Information theory and Shannon's source coding theorem
Shannon's 1948 paper introduced both information theory and a
specific quantitative statement about lossless compression: a source emitting
symbols drawn i.i.d. from a distribution with entropy H can be
encoded into a binary string of expected length arbitrarily close to
H bits per symbol, but no scheme can do better in the long
run.
The proof is in two parts. The achievability side is constructive:
build a typical-set encoder. For block length n large enough,
almost all observed sequences belong to a set of size roughly
2^{nH}; index that set and the index needs about
nH bits. The converse side is a counting argument: if you have
fewer than 2^{nH} distinct codewords, you cannot uniquely encode
sequences from a set whose probability mass concentrates on
2^{nH} elements without introducing decoding errors.
The theorem is asymptotic and makes no statement about specific short messages — that's the territory of Kolmogorov complexity.
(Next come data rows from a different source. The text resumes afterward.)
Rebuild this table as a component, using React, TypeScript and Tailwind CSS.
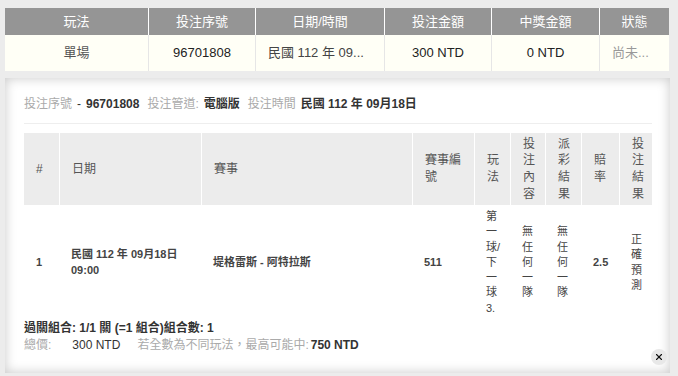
import React from "react";
import { X } from "lucide-react";

const topHeaders = ["玩法", "投注序號", "日期/時間", "投注金額", "中獎金額", "狀態"];
const topWidths = ["w-[143px]", "w-[107px]", "w-[129px]", "w-[107px]", "w-[108px]", "w-[70px]"];

const detailHeaders = ["#", "日期", "賽事", "賽事編號", "玩法", "投注內容", "派彩結果", "賠率", "投注結果"];
const detailWidths = [
	"w-[35px]",
	"w-[142px]",
	"w-[211px]",
	"w-[62px]",
	"w-[36px]",
	"w-[35px]",
	"w-[36px]",
	"w-[38px]",
	"w-[33px]",
];

export default function App() {
	return (
		<div className="min-h-[376px] w-full bg-[#ececec] pt-2 pl-[5px] font-['Liberation_Sans','Noto_Sans_CJK_TC',sans-serif]">
			{/* summary row */}
			<table className="w-[664px] table-fixed border-separate border-spacing-0">
				<colgroup>
					{topWidths.map((w, i) => (
						<col key={i} className={w} />
					))}
				</colgroup>
				<thead>
					<tr>
						{topHeaders.map((h, i) => (
							<th
								key={h}
								className={
									"h-[27px] bg-[#959595] text-center text-[13px] font-normal text-white " +
									(i > 0 ? "border-l border-white" : "")
								}
							>
								{h}
							</th>
						))}
					</tr>
				</thead>
				<tbody>
					<tr className="h-9 bg-[#fffff6] text-center text-[13px] text-[#222]">
						<td className="px-3 text-[#555]">單場</td>
						<td className="border-l border-[#e6e6e6] px-3">96701808</td>
						<td className="border-l border-[#e6e6e6] px-3 text-left text-[#444]">民國 112 年 09...</td>
						<td className="border-l border-[#e6e6e6] px-3">300 NTD</td>
						<td className="border-l border-[#e6e6e6] px-3">0 NTD</td>
						<td className="border-l border-[#e6e6e6] px-3 text-left text-[#999]">尚未...</td>
					</tr>
				</tbody>
			</table>

			{/* detail panel */}
			<div className="relative mt-[7px] h-[295px] w-[665px] bg-white pt-[18px] pr-[18px] pl-[19px] shadow-[inset_0_0_12px_rgba(0,0,0,0.22)]">
				<div className="border-b border-[#eeeeee] pb-[11px] text-[12px] leading-4 text-[#333]">
					<span className="text-[#aaa]">投注序號</span>
					<span className="ml-[5px]">-</span>
					<span className="ml-[5px] font-bold">96701808</span>
					<span className="ml-[8px] text-[#aaa]">投注管道:</span>
					<span className="ml-[5px] font-bold">電腦版</span>
					<span className="ml-[8px] text-[#aaa]">投注時間</span>
					<span className="ml-[5px] font-bold">民國 112 年 09月18日</span>
				</div>

				<table className="mt-[9px] w-[628px] table-fixed border-separate border-spacing-0">
					<colgroup>
						{detailWidths.map((w, i) => (
							<col key={i} className={w} />
						))}
					</colgroup>
					<thead>
						<tr>
							{detailHeaders.map((h, i) => (
								<th
									key={h}
									className={
										"h-[72px] bg-[#ececec] px-3 py-0.5 text-left align-middle text-[12px] leading-[16.7px] font-normal break-all text-[#555] " +
										(i > 0 ? "border-l border-white" : "")
									}
								>
									{h}
								</th>
							))}
						</tr>
					</thead>
					<tbody>
						<tr className="text-[11px] leading-[15.3px] text-[#444]">
							<td className="px-3 py-1 align-middle font-bold">1</td>
							<td className="px-3 py-1 align-middle font-bold">民國 112 年 09月18日 09:00</td>
							<td className="px-3 py-1 align-middle font-bold">堤格雷斯 - 阿特拉斯</td>
							<td className="px-3 py-1 align-middle font-bold">511</td>
							<td className="px-3 py-1 align-middle">第一球/下一球3.</td>
							<td className="px-3 py-1 align-middle">無任何一隊</td>
							<td className="px-3 py-1 align-middle">無任何一隊</td>
							<td className="px-3 py-1 align-middle font-bold">2.5</td>
							<td className="px-3 py-1 align-middle">正確預測</td>
						</tr>
					</tbody>
				</table>

				<div className="text-[12px] leading-[17px] text-[#333]">
					<div className="font-bold">過關組合: 1/1 關 (=1 組合)組合數: 1</div>
					<div>
						<span className="text-[#aaa]">總價:</span>
						<span className="ml-[21px]">300 NTD</span>
						<span className="ml-[17px] text-[#aaa]">若全數為不同玩法，最高可能中:</span>
						<span className="ml-[2px] font-bold">750 NTD</span>
					</div>
				</div>

				<button className="absolute right-[3px] bottom-2 flex h-4 w-4 items-center justify-center rounded-full bg-[#e8e8e8]">
					<X size={10} strokeWidth={2.6} color="#111" />
				</button>
			</div>
		</div>
	);
}
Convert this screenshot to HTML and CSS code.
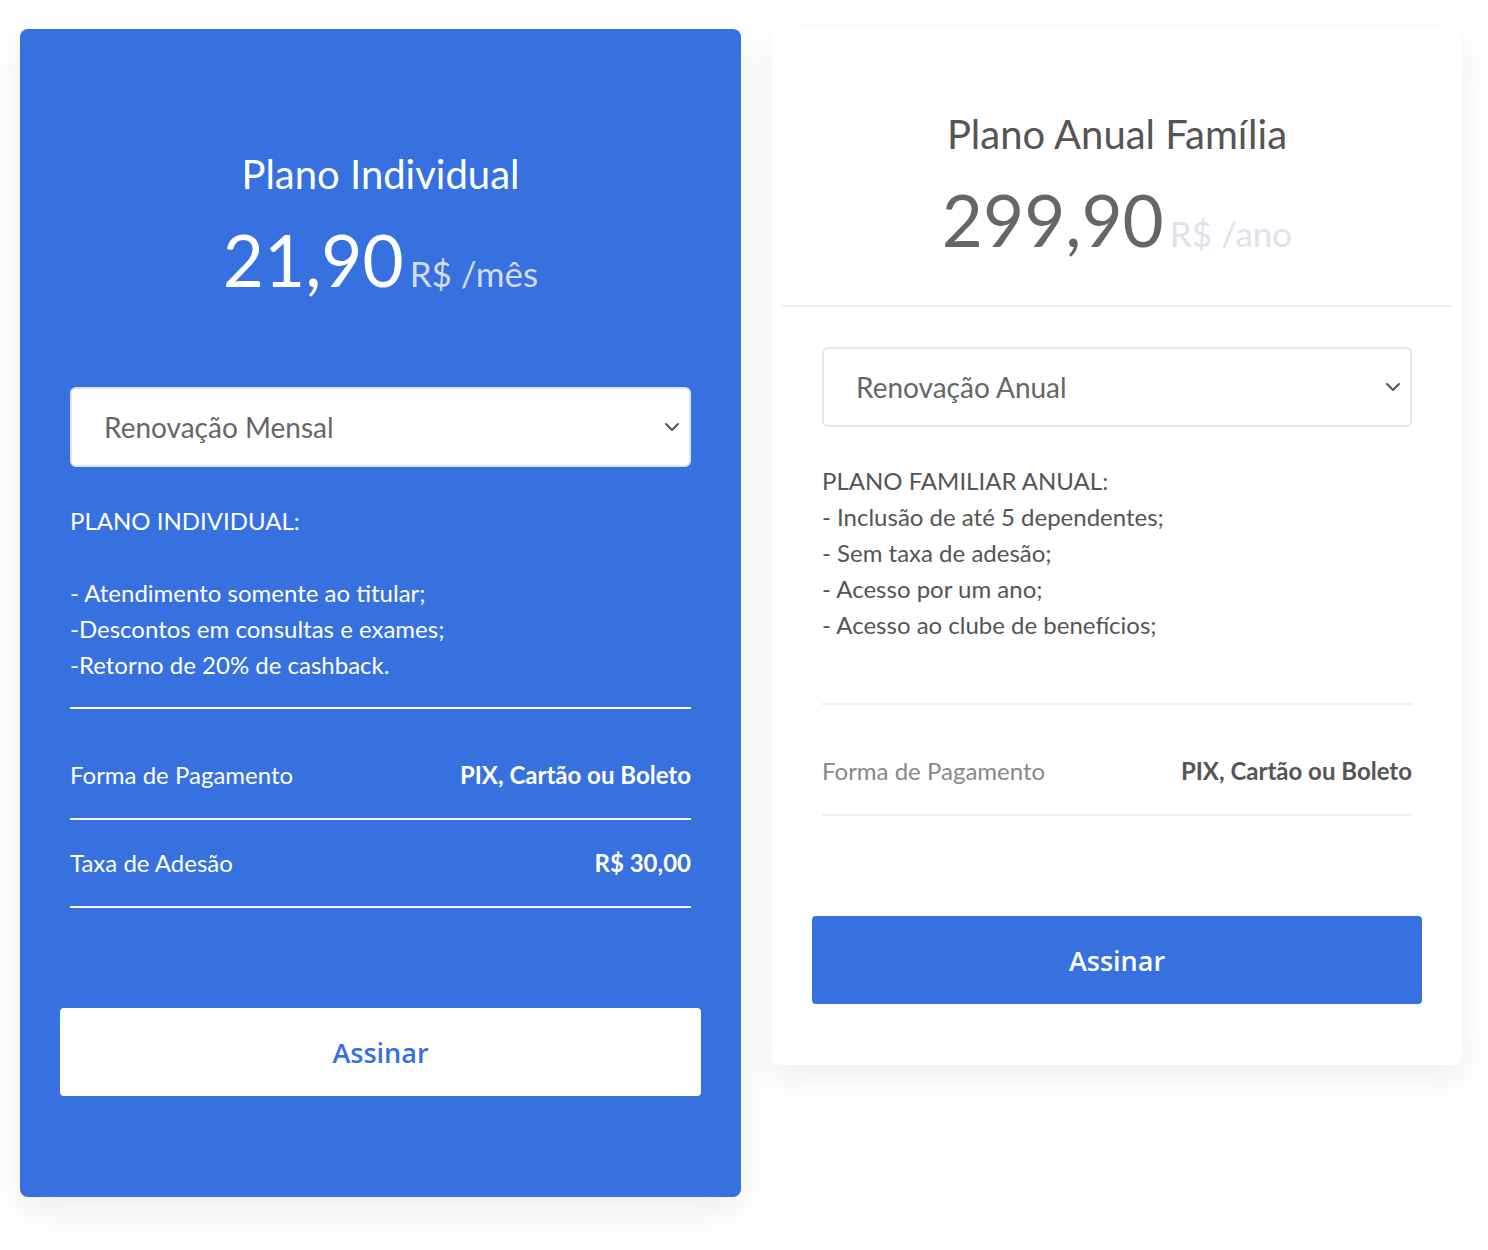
FILE: index.html
```html
<html>
  <head>
    <meta charset="utf-8">
    <link rel="stylesheet" href="styles.css">
    <title>Planos</title>
  </head>
  <body>
    <div class="plans">

      <div class="plan featured">
        <div class="plan-head">
          <h2 class="plan-title">Plano Individual</h2>
          <div class="plan-price">21,90<span class="period">R$ /mês</span></div>
        </div>
        <div class="plan-body">
          <div class="select">
            <span>Renovação Mensal</span>
            <svg width="16" height="10" viewBox="0 0 16 10"><polyline points="2,2 8,8 14,2" fill="none" stroke="currentColor" stroke-width="2" stroke-linecap="round" stroke-linejoin="round"/></svg>
          </div>
          <div class="plan-desc">
            PLANO INDIVIDUAL:<br><br>
            - Atendimento somente ao titular;<br>
            -Descontos em consultas e exames;<br>
            -Retorno de 20% de cashback.
          </div>
          <ul class="plan-info">
            <li><span>Forma de Pagamento</span><b>PIX, Cartão ou Boleto</b></li>
            <li><span>Taxa de Adesão</span><b>R$ 30,00</b></li>
          </ul>
          <button class="btn">Assinar</button>
        </div>
      </div>

      <div class="plan">
        <div class="plan-head">
          <h2 class="plan-title">Plano Anual Família</h2>
          <div class="plan-price">299,90<span class="period">R$ /ano</span></div>
        </div>
        <div class="plan-body">
          <div class="select">
            <span>Renovação Anual</span>
            <svg width="16" height="10" viewBox="0 0 16 10"><polyline points="2,2 8,8 14,2" fill="none" stroke="currentColor" stroke-width="2" stroke-linecap="round" stroke-linejoin="round"/></svg>
          </div>
          <div class="plan-desc">
            PLANO FAMILIAR ANUAL:<br>
            - Inclusão de até 5 dependentes;<br>
            - Sem taxa de adesão;<br>
            - Acesso por um ano;<br>
            - Acesso ao clube de benefícios;<br>
            &nbsp;
          </div>
          <ul class="plan-info">
            <li><span>Forma de Pagamento</span><b>PIX, Cartão ou Boleto</b></li>
          </ul>
          <button class="btn">Assinar</button>
        </div>
      </div>

    </div>
  </body>
</html>
```

FILE: styles.css
```css
body {
	margin: 0;
	background: #fff;
	font-family: Lato, "Noto Sans", sans-serif;
}

.plans {
	display: grid;
	grid-template-columns: 721px 690px;
	gap: 31px;
	align-items: start;
	padding: 29px 0 0 20px;
}

.plan {
	background: #fff;
	border-radius: 8px;
	box-shadow: 0 14px 36px rgba(0, 0, 0, 0.07);
	padding-bottom: 61px;
	color: #555;
}

.plan-head {
	margin: 0 10px;
	padding: 81px 0 43px;
	border-bottom: 2px solid #eee;
	text-align: center;
}

.plan-title {
	margin: 0;
	font-size: 40px;
	font-weight: 400;
	line-height: 1.2;
	color: #555;
}

.plan-price {
	margin-top: 19px;
	font-size: 71px;
	line-height: 1.2;
	color: #666;
}

.period {
	margin-left: 6px;
	font-size: 35px;
	color: #dde2ec;
}

.plan-body {
	padding: 40px 50px 0;
}

.select {
	height: 80px;
	box-sizing: border-box;
	display: flex;
	align-items: center;
	justify-content: space-between;
	padding: 0 9px 0 32px;
	border: 2px solid #e6e6e6;
	border-radius: 6px;
	background: #fff;
	font-size: 28px;
	color: #666;
}

.select svg {
	color: #555;
}

.plan-desc {
	margin-top: 36px;
	padding-bottom: 24px;
	border-bottom: 2px solid #eee;
	font-size: 24px;
	line-height: 36px;
}

.plan-info {
	list-style: none;
	margin: 23px 0 0;
	padding: 0;
}

.plan-info li {
	display: flex;
	justify-content: space-between;
	padding: 25px 0;
	border-bottom: 2px solid #eee;
	font-size: 24px;
	line-height: 36px;
	color: #888;
}

.plan-info b {
	color: #555;
	font-weight: 700;
}

.btn {
	display: block;
	width: calc(100% + 20px);
	height: 88px;
	margin: 100px -10px 0;
	border: none;
	border-radius: 4px;
	background: #3771e0;
	color: #fff;
	font-family: "Open Sans", sans-serif;
	font-size: 27px;
	font-weight: 600;
}

/* featured plan */
.featured {
	background: #3771e0;
	color: #fff;
	padding-bottom: 101px;
}

.featured .plan-head {
	padding-top: 121px;
	border-bottom-color: #3771e0;
}

.featured .plan-title,
.featured .plan-price {
	color: #fff;
}

.featured .period {
	color: #d3dbeb;
}

.featured .select {
	border-color: #dfe4ee;
}

.featured .plan-desc,
.featured .plan-info li {
	border-bottom-color: #fff;
}

.featured .plan-info li,
.featured .plan-info b {
	color: #fff;
}

.featured .btn {
	background: #fff;
	color: #3771e0;
}
```
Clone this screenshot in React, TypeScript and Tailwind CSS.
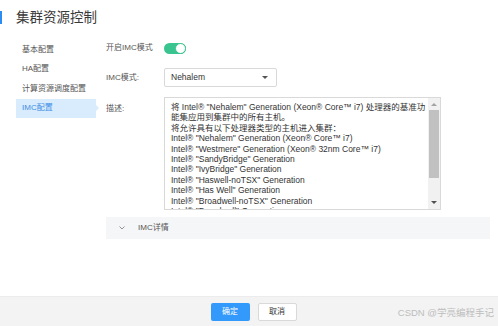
const FONT = '"Liberation Sans", "Noto Sans CJK SC", sans-serif';

const lines = [
  '将 Intel® "Nehalem" Generation (Xeon® Core™ i7) 处理器的基准功',
  "能集应用到集群中的所有主机。",
  "将允许具有以下处理器类型的主机进入集群：",
  'Intel® "Nehalem" Generation (Xeon® Core™ i7)',
  'Intel® "Westmere" Generation (Xeon® 32nm Core™ i7)',
  'Intel® "SandyBridge" Generation',
  'Intel® "IvyBridge" Generation',
  'Intel® "Haswell-noTSX" Generation',
  'Intel® "Has Well" Generation',
  'Intel® "Broadwell-noTSX" Generation',
  'Intel® "Broadwell" Generation',
];

const menu = ["基本配置", "HA配置", "计算资源调度配置", "IMC配置"];

export default function App() {
  return (
    <div
      className="relative flex h-[326px] w-[498px] flex-col overflow-hidden bg-white text-[#555]"
      style={{ fontFamily: FONT }}
    >
      {/* header */}
      <div className="flex h-[40px] items-start pt-[10px]">
        <div className="mt-[1px] h-[13px] w-[2px] bg-[#2d8cf0]" />
        <div className="ml-[14px] text-[13.5px] leading-[15px] text-[#3a3a3a]">集群资源控制</div>
      </div>

      {/* body */}
      <div className="flex flex-1">
        <div className="ml-[16px] w-[80px]">
          {menu.map((m, i) => {
            const active = i === menu.length - 1;
            return (
              <div
                key={m}
                className={
                  active
                    ? "relative flex h-[19.5px] items-center bg-[#d9ecfd] pl-[6px] text-[8px] text-[#3d8ee4]"
                    : "flex h-[19.5px] items-center pl-[6px] text-[8px] text-[#555]"
                }
              >
                {m}
                {active ? (
                  <span className="absolute right-[-3px] top-[6.5px] h-0 w-0 border-y-[3px] border-l-[3px] border-y-transparent border-l-[#d9ecfd]" />
                ) : null}
              </div>
            );
          })}
        </div>

        <div className="ml-[10px] flex w-[384px] flex-col">
          {/* toggle row */}
          <div className="flex h-[16px] items-center">
            <div className="w-[58px] text-[8px] text-[#555]">开启IMC模式</div>
            <div className="relative h-[11px] w-[22px] rounded-full bg-[#3ac48f]">
              <span className="absolute right-0 top-0 h-[11px] w-[11px] rounded-full border border-[#3ac48f] bg-white" />
            </div>
          </div>

          {/* select row */}
          <div className="mt-[12px] flex h-[19px] items-center">
            <div className="w-[58px] text-[8px] text-[#555]">IMC模式:</div>
            <div className="flex h-[19px] w-[113px] items-center justify-between rounded-[2px] border border-[#d9d9d9] pl-[6px] pr-[8px] text-[8.5px] text-[#333]">
              <span>Nehalem</span>
              <span className="h-0 w-0 border-x-[3px] border-t-[3px] border-x-transparent border-t-[#555]" />
            </div>
          </div>

          {/* description */}
          <div className="mt-[10px] flex">
            <div className="w-[58px] pt-[6px] text-[8px] text-[#555]">描述:</div>
            <div className="flex h-[113px] w-[277px] overflow-hidden border border-[#d9d9d9]">
              <div className="flex-1 overflow-hidden pl-[6px] pt-[4px]">
                {lines.map((l) => (
                  <div key={l} className="h-[10.4px] whitespace-nowrap text-[8.5px] leading-[10.4px] text-[#333]">
                    {l}
                  </div>
                ))}
              </div>
              <div className="flex w-[12px] flex-col items-center bg-[#f1f1f1]">
                <span className="mt-[5px] h-0 w-0 border-x-[3px] border-b-[3px] border-x-transparent border-b-[#a3a3a3]" />
                <div className="mt-[4px] h-[68px] w-[10px] bg-[#c1c1c1]" />
                <div className="flex-1" />
                <span className="mb-[5px] h-0 w-0 border-x-[3px] border-t-[3px] border-x-transparent border-t-[#505050]" />
              </div>
            </div>
          </div>

          {/* collapse */}
          <div className="mt-[7px] flex h-[22px] w-[384px] items-center bg-[#f5f6f7] text-[8px] text-[#555]">
            <svg className="ml-[13px]" width="6" height="4" viewBox="0 0 6 4">
              <path d="M0.5 0.5 L3 3 L5.5 0.5" fill="none" stroke="#888" strokeWidth="0.9" />
            </svg>
            <span className="ml-[13px]">IMC详情</span>
          </div>
        </div>
      </div>

      {/* footer */}
      <div className="flex h-[30px] items-center justify-center gap-[8px] border-t border-[#ececec] bg-[#f3f3f3] pl-[9px]">
        <button className="h-[18px] w-[39px] rounded-[2px] bg-[#3399fb] text-[8px] text-white">确定</button>
        <button className="h-[18px] w-[39px] rounded-[2px] border border-[#d9d9d9] bg-white text-[8px] text-[#333]">取消</button>
      </div>

      <div className="absolute bottom-[6px] right-[4px] text-[9.5px] text-[#bdbdbd]">CSDN @学亮编程手记</div>
    </div>
  );
}
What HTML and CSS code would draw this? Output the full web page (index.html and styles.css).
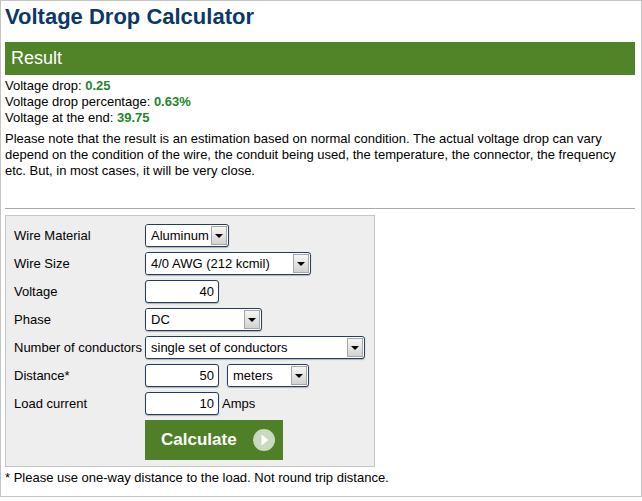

It also says nothing about computability of the optimal encoder; the typical-set encoder is only mildly practical and was quickly superseded by Huffman codes (which are exactly optimal for single-symbol encodings) and later by arithmetic codes (which are essentially optimal at the block level and trivially adaptive).
The result still anchors a lot of modern compression intuition.
Whenever you see a compressor advertised as "matching the entropy of the
source", what is being matched is the per-symbol entropy under some assumed
model; the gap to Shannon's bound is a measure of how well the model fits
the actual source. The bound itself is not the achievement; the achievement
is reducing the engineering problem of compression to the modelling problem
of estimating H.